— YOUR TASK —
Repeat every line of the data exactly, but not the pictures.

— DATA —
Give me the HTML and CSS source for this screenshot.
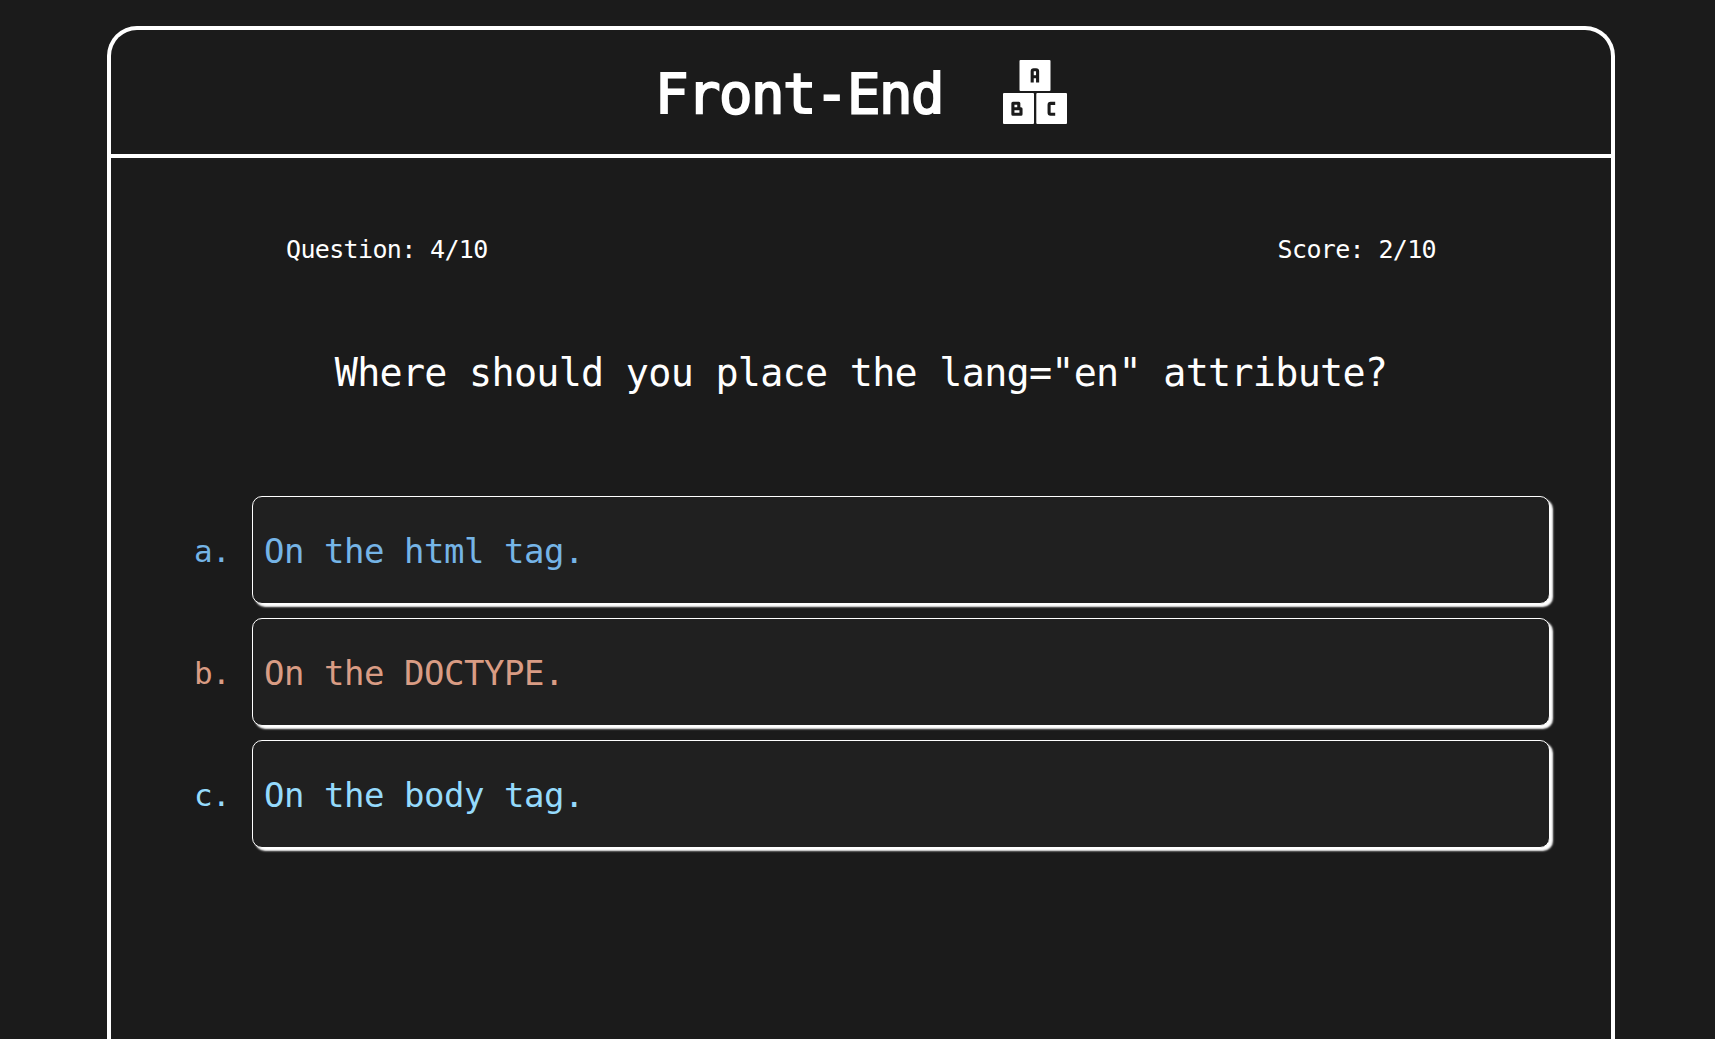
FILE: index.html
```html
<!DOCTYPE html>
<html lang="en">
<head>
<meta charset="utf-8">
<title>Front-End Quiz</title>
<link rel="stylesheet" href="styles.css">
</head>
<body>
<main class="quiz">
  <header class="quiz-header">
    <h1 class="title">Front-End</h1>
    <svg class="blocks" viewBox="0 0 64 64" aria-hidden="true">
      <g fill="#fff">
        <rect x="16.5" y="0" width="31" height="31" rx="1"/>
        <rect x="0" y="33" width="31" height="31" rx="1"/>
        <rect x="33.3" y="33" width="30.7" height="31" rx="1"/>
      </g>
      <g fill="none" stroke="#1b1b1b" stroke-width="3.1" stroke-linejoin="round">
        <path d="M29.2 22.4V11.2Q29.2 9.7 30.7 9.7H33.1Q34.6 9.7 34.6 11.2V22.4M29.2 16.8H34.6"/>
        <path d="M9.9 43.3H15.8V48.7M9.9 43.3V54.2H18V48.7H9.9Z"/>
        <path d="M52.2 43.4H47.6Q46.1 43.4 46.1 44.9V52.7Q46.1 54.2 47.6 54.2H52.2"/>
      </g>
    </svg>
  </header>
  <section class="stats">
    <span>Question: 4/10</span>
    <span>Score: 2/10</span>
  </section>
  <p class="question">Where should you place the lang="en" attribute?</p>
  <ol class="answers">
    <li class="row blue"><span class="marker">a.</span><button class="answer">On the html tag.</button></li>
    <li class="row orange"><span class="marker">b.</span><button class="answer">On the DOCTYPE.</button></li>
    <li class="row sky"><span class="marker">c.</span><button class="answer">On the body tag.</button></li>
  </ol>
</main>
</body>
</html>
```
FILE: styles.css
```css
* { box-sizing: border-box; }

body {
  margin: 0;
  padding: 26px 100px 0 107px;
  height: 100vh;
  background: #1b1b1b;
  color: #fff;
  font-family: "DejaVu Sans Mono", monospace;
}

.quiz {
  height: 100%;
  border: 4px solid #fff;
  border-bottom: 0;
  border-radius: 30px 30px 0 0;
}

.quiz-header {
  display: flex;
  justify-content: center;
  align-items: center;
  gap: 60px;
  height: 128px;
  border-bottom: 4px solid #fff;
}

.title {
  margin: 0;
  padding-top: 4px;
  font-size: 55.6px;
  font-weight: 400;
  line-height: 64px;
  letter-spacing: -1.47px;
  -webkit-text-stroke: 2px #fff;
}

.blocks {
  width: 64px;
  height: 64px;
}

.stats {
  display: flex;
  justify-content: space-between;
  padding: 76px 175px 0;
  font-size: 25px;
  line-height: 32px;
  letter-spacing: -0.65px;
}

.question {
  margin: 81px 0 97px;
  text-align: center;
  font-size: 38.4px;
  line-height: 52px;
  letter-spacing: -0.72px;
}

.answers {
  display: flex;
  flex-direction: column;
  gap: 14px;
  margin: 0;
  padding: 0 61px 0 83px;
  list-style: none;
}

.row {
  display: flex;
  align-items: center;
  height: 108px;
}

.marker {
  width: 58px;
  padding-top: 2px;
  font-size: 31px;
  line-height: 40px;
  letter-spacing: -0.6px;
}

.answer {
  flex: 1;
  height: 108px;
  padding: 2px 11px 0;
  border: 1px solid #fff;
  border-radius: 10px;
  background: #202020;
  box-shadow: 3px 3px 2px #fff;
  color: inherit;
  font: 34px "DejaVu Sans Mono", monospace;
  letter-spacing: -0.47px;
  text-align: left;
}

.blue { color: #75b4e6; }
.orange { color: #d99c84; }
.sky { color: #95dafc; }
```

— FINAL RESULT —
Give me the HTML and CSS source for this screenshot.
FILE: index.html
```html
<!DOCTYPE html>
<html lang="en">
<head>
<meta charset="utf-8">
<title>Front-End Quiz</title>
<link rel="stylesheet" href="styles.css">
</head>
<body>
<main class="quiz">
  <header class="quiz-header">
    <h1 class="title">Front-End</h1>
    <svg class="blocks" viewBox="0 0 64 64" aria-hidden="true">
      <g fill="#fff">
        <rect x="16.5" y="0" width="31" height="31" rx="1"/>
        <rect x="0" y="33" width="31" height="31" rx="1"/>
        <rect x="33.3" y="33" width="30.7" height="31" rx="1"/>
      </g>
      <g fill="none" stroke="#1b1b1b" stroke-width="3.1" stroke-linejoin="round">
        <path d="M29.2 22.4V11.2Q29.2 9.7 30.7 9.7H33.1Q34.6 9.7 34.6 11.2V22.4M29.2 16.8H34.6"/>
        <path d="M9.9 43.3H15.8V48.7M9.9 43.3V54.2H18V48.7H9.9Z"/>
        <path d="M52.2 43.4H47.6Q46.1 43.4 46.1 44.9V52.7Q46.1 54.2 47.6 54.2H52.2"/>
      </g>
    </svg>
  </header>
  <section class="stats">
    <span>Question: 4/10</span>
    <span>Score: 2/10</span>
  </section>
  <p class="question">Where should you place the lang="en" attribute?</p>
  <ol class="answers">
    <li class="row blue"><span class="marker">a.</span><button class="answer">On the html tag.</button></li>
    <li class="row orange"><span class="marker">b.</span><button class="answer">On the DOCTYPE.</button></li>
    <li class="row sky"><span class="marker">c.</span><button class="answer">On the body tag.</button></li>
  </ol>
</main>
</body>
</html>
```
FILE: styles.css
```css
* { box-sizing: border-box; }

body {
  margin: 0;
  padding: 26px 100px 0 107px;
  height: 100vh;
  background: #1b1b1b;
  color: #fff;
  font-family: "DejaVu Sans Mono", monospace;
}

.quiz {
  height: 100%;
  border: 4px solid #fff;
  border-bottom: 0;
  border-radius: 30px 30px 0 0;
}

.quiz-header {
  display: flex;
  justify-content: center;
  align-items: center;
  gap: 60px;
  height: 128px;
  border-bottom: 4px solid #fff;
}

.title {
  margin: 0;
  padding-top: 4px;
  font-size: 55.6px;
  font-weight: 400;
  line-height: 64px;
  letter-spacing: -1.47px;
  -webkit-text-stroke: 2px #fff;
}

.blocks {
  width: 64px;
  height: 64px;
}

.stats {
  display: flex;
  justify-content: space-between;
  padding: 76px 175px 0;
  font-size: 25px;
  line-height: 32px;
  letter-spacing: -0.65px;
}

.question {
  margin: 81px 0 97px;
  text-align: center;
  font-size: 38.4px;
  line-height: 52px;
  letter-spacing: -0.72px;
}

.answers {
  display: flex;
  flex-direction: column;
  gap: 14px;
  margin: 0;
  padding: 0 61px 0 83px;
  list-style: none;
}

.row {
  display: flex;
  align-items: center;
  height: 108px;
}

.marker {
  width: 58px;
  padding-top: 2px;
  font-size: 31px;
  line-height: 40px;
  letter-spacing: -0.6px;
}

.answer {
  flex: 1;
  height: 108px;
  padding: 2px 11px 0;
  border: 1px solid #fff;
  border-radius: 10px;
  background: #202020;
  box-shadow: 3px 3px 2px #fff;
  color: inherit;
  font: 34px "DejaVu Sans Mono", monospace;
  letter-spacing: -0.47px;
  text-align: left;
}

.blue { color: #75b4e6; }
.orange { color: #d99c84; }
.sky { color: #95dafc; }
```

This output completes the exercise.